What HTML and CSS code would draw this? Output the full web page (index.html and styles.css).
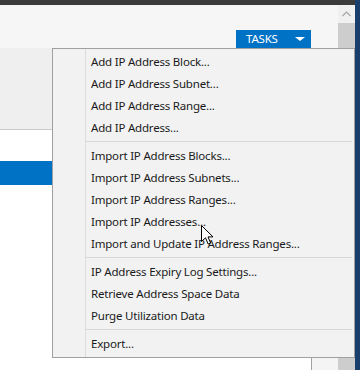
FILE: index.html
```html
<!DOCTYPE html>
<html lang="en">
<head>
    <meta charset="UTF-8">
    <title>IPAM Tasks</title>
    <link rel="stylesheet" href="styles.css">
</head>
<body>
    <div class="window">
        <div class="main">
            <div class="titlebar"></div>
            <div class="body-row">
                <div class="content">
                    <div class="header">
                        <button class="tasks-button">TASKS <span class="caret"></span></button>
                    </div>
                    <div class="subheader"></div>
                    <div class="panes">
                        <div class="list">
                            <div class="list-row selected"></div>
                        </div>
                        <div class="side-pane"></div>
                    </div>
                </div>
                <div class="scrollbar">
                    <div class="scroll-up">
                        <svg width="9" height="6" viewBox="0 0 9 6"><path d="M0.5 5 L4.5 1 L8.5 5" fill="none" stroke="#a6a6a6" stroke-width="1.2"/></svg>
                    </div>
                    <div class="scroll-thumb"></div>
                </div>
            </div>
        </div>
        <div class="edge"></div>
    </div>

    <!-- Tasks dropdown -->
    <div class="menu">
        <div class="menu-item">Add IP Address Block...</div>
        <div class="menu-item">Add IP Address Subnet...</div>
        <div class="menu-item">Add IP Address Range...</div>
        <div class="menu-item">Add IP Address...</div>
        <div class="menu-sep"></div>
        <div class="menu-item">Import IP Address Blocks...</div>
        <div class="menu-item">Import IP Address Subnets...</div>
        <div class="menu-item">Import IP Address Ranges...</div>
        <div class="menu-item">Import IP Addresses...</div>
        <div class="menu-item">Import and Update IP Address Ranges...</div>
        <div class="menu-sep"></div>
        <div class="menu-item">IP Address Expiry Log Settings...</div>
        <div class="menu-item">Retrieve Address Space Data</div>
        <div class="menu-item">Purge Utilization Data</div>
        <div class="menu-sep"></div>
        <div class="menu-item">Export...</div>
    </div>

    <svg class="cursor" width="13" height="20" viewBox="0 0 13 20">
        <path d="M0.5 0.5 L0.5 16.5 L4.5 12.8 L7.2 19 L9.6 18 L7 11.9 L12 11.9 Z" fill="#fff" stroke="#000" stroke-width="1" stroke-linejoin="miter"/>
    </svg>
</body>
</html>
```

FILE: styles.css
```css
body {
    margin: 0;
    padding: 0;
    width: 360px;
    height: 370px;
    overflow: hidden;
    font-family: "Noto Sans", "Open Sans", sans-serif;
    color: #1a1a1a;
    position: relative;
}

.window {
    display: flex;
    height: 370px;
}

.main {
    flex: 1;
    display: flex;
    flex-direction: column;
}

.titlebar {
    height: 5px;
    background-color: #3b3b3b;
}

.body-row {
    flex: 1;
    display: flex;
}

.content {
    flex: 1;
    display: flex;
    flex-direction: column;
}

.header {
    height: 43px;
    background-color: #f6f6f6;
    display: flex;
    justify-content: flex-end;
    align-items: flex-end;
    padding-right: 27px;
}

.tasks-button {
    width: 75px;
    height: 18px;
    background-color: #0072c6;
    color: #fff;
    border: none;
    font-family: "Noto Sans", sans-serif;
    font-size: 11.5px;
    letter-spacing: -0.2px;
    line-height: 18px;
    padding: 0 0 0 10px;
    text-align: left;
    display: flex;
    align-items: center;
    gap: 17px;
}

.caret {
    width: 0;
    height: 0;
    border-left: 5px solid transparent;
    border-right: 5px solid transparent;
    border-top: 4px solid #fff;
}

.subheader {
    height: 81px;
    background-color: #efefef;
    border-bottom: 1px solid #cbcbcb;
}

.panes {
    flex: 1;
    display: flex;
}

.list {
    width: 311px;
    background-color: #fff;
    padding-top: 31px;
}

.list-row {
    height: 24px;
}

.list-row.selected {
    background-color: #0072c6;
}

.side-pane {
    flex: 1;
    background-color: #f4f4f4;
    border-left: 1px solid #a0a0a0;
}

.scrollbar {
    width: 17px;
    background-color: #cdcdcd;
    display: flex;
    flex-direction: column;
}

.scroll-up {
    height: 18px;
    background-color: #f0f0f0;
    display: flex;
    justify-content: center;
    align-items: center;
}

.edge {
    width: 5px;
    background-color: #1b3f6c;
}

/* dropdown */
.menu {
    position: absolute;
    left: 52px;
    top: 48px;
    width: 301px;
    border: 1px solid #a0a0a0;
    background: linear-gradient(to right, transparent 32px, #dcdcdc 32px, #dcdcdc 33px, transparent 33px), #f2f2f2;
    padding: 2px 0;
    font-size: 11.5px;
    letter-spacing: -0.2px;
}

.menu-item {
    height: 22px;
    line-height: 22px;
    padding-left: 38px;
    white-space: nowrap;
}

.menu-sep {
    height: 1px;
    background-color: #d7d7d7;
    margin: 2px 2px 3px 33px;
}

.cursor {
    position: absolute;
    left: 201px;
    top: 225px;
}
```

§ WHAT YOU SHOULD DO: Print each line of the material above exactly, with the pictures removed from your copy.

§ REPLY TO THE EXERCISE:
What HTML and CSS code would draw this? Output the full web page (index.html and styles.css).
FILE: index.html
```html
<!DOCTYPE html>
<html lang="en">
<head>
    <meta charset="UTF-8">
    <title>IPAM Tasks</title>
    <link rel="stylesheet" href="styles.css">
</head>
<body>
    <div class="window">
        <div class="main">
            <div class="titlebar"></div>
            <div class="body-row">
                <div class="content">
                    <div class="header">
                        <button class="tasks-button">TASKS <span class="caret"></span></button>
                    </div>
                    <div class="subheader"></div>
                    <div class="panes">
                        <div class="list">
                            <div class="list-row selected"></div>
                        </div>
                        <div class="side-pane"></div>
                    </div>
                </div>
                <div class="scrollbar">
                    <div class="scroll-up">
                        <svg width="9" height="6" viewBox="0 0 9 6"><path d="M0.5 5 L4.5 1 L8.5 5" fill="none" stroke="#a6a6a6" stroke-width="1.2"/></svg>
                    </div>
                    <div class="scroll-thumb"></div>
                </div>
            </div>
        </div>
        <div class="edge"></div>
    </div>

    <!-- Tasks dropdown -->
    <div class="menu">
        <div class="menu-item">Add IP Address Block...</div>
        <div class="menu-item">Add IP Address Subnet...</div>
        <div class="menu-item">Add IP Address Range...</div>
        <div class="menu-item">Add IP Address...</div>
        <div class="menu-sep"></div>
        <div class="menu-item">Import IP Address Blocks...</div>
        <div class="menu-item">Import IP Address Subnets...</div>
        <div class="menu-item">Import IP Address Ranges...</div>
        <div class="menu-item">Import IP Addresses...</div>
        <div class="menu-item">Import and Update IP Address Ranges...</div>
        <div class="menu-sep"></div>
        <div class="menu-item">IP Address Expiry Log Settings...</div>
        <div class="menu-item">Retrieve Address Space Data</div>
        <div class="menu-item">Purge Utilization Data</div>
        <div class="menu-sep"></div>
        <div class="menu-item">Export...</div>
    </div>

    <svg class="cursor" width="13" height="20" viewBox="0 0 13 20">
        <path d="M0.5 0.5 L0.5 16.5 L4.5 12.8 L7.2 19 L9.6 18 L7 11.9 L12 11.9 Z" fill="#fff" stroke="#000" stroke-width="1" stroke-linejoin="miter"/>
    </svg>
</body>
</html>
```

FILE: styles.css
```css
body {
    margin: 0;
    padding: 0;
    width: 360px;
    height: 370px;
    overflow: hidden;
    font-family: "Noto Sans", "Open Sans", sans-serif;
    color: #1a1a1a;
    position: relative;
}

.window {
    display: flex;
    height: 370px;
}

.main {
    flex: 1;
    display: flex;
    flex-direction: column;
}

.titlebar {
    height: 5px;
    background-color: #3b3b3b;
}

.body-row {
    flex: 1;
    display: flex;
}

.content {
    flex: 1;
    display: flex;
    flex-direction: column;
}

.header {
    height: 43px;
    background-color: #f6f6f6;
    display: flex;
    justify-content: flex-end;
    align-items: flex-end;
    padding-right: 27px;
}

.tasks-button {
    width: 75px;
    height: 18px;
    background-color: #0072c6;
    color: #fff;
    border: none;
    font-family: "Noto Sans", sans-serif;
    font-size: 11.5px;
    letter-spacing: -0.2px;
    line-height: 18px;
    padding: 0 0 0 10px;
    text-align: left;
    display: flex;
    align-items: center;
    gap: 17px;
}

.caret {
    width: 0;
    height: 0;
    border-left: 5px solid transparent;
    border-right: 5px solid transparent;
    border-top: 4px solid #fff;
}

.subheader {
    height: 81px;
    background-color: #efefef;
    border-bottom: 1px solid #cbcbcb;
}

.panes {
    flex: 1;
    display: flex;
}

.list {
    width: 311px;
    background-color: #fff;
    padding-top: 31px;
}

.list-row {
    height: 24px;
}

.list-row.selected {
    background-color: #0072c6;
}

.side-pane {
    flex: 1;
    background-color: #f4f4f4;
    border-left: 1px solid #a0a0a0;
}

.scrollbar {
    width: 17px;
    background-color: #cdcdcd;
    display: flex;
    flex-direction: column;
}

.scroll-up {
    height: 18px;
    background-color: #f0f0f0;
    display: flex;
    justify-content: center;
    align-items: center;
}

.edge {
    width: 5px;
    background-color: #1b3f6c;
}

/* dropdown */
.menu {
    position: absolute;
    left: 52px;
    top: 48px;
    width: 301px;
    border: 1px solid #a0a0a0;
    background: linear-gradient(to right, transparent 32px, #dcdcdc 32px, #dcdcdc 33px, transparent 33px), #f2f2f2;
    padding: 2px 0;
    font-size: 11.5px;
    letter-spacing: -0.2px;
}

.menu-item {
    height: 22px;
    line-height: 22px;
    padding-left: 38px;
    white-space: nowrap;
}

.menu-sep {
    height: 1px;
    background-color: #d7d7d7;
    margin: 2px 2px 3px 33px;
}

.cursor {
    position: absolute;
    left: 201px;
    top: 225px;
}
```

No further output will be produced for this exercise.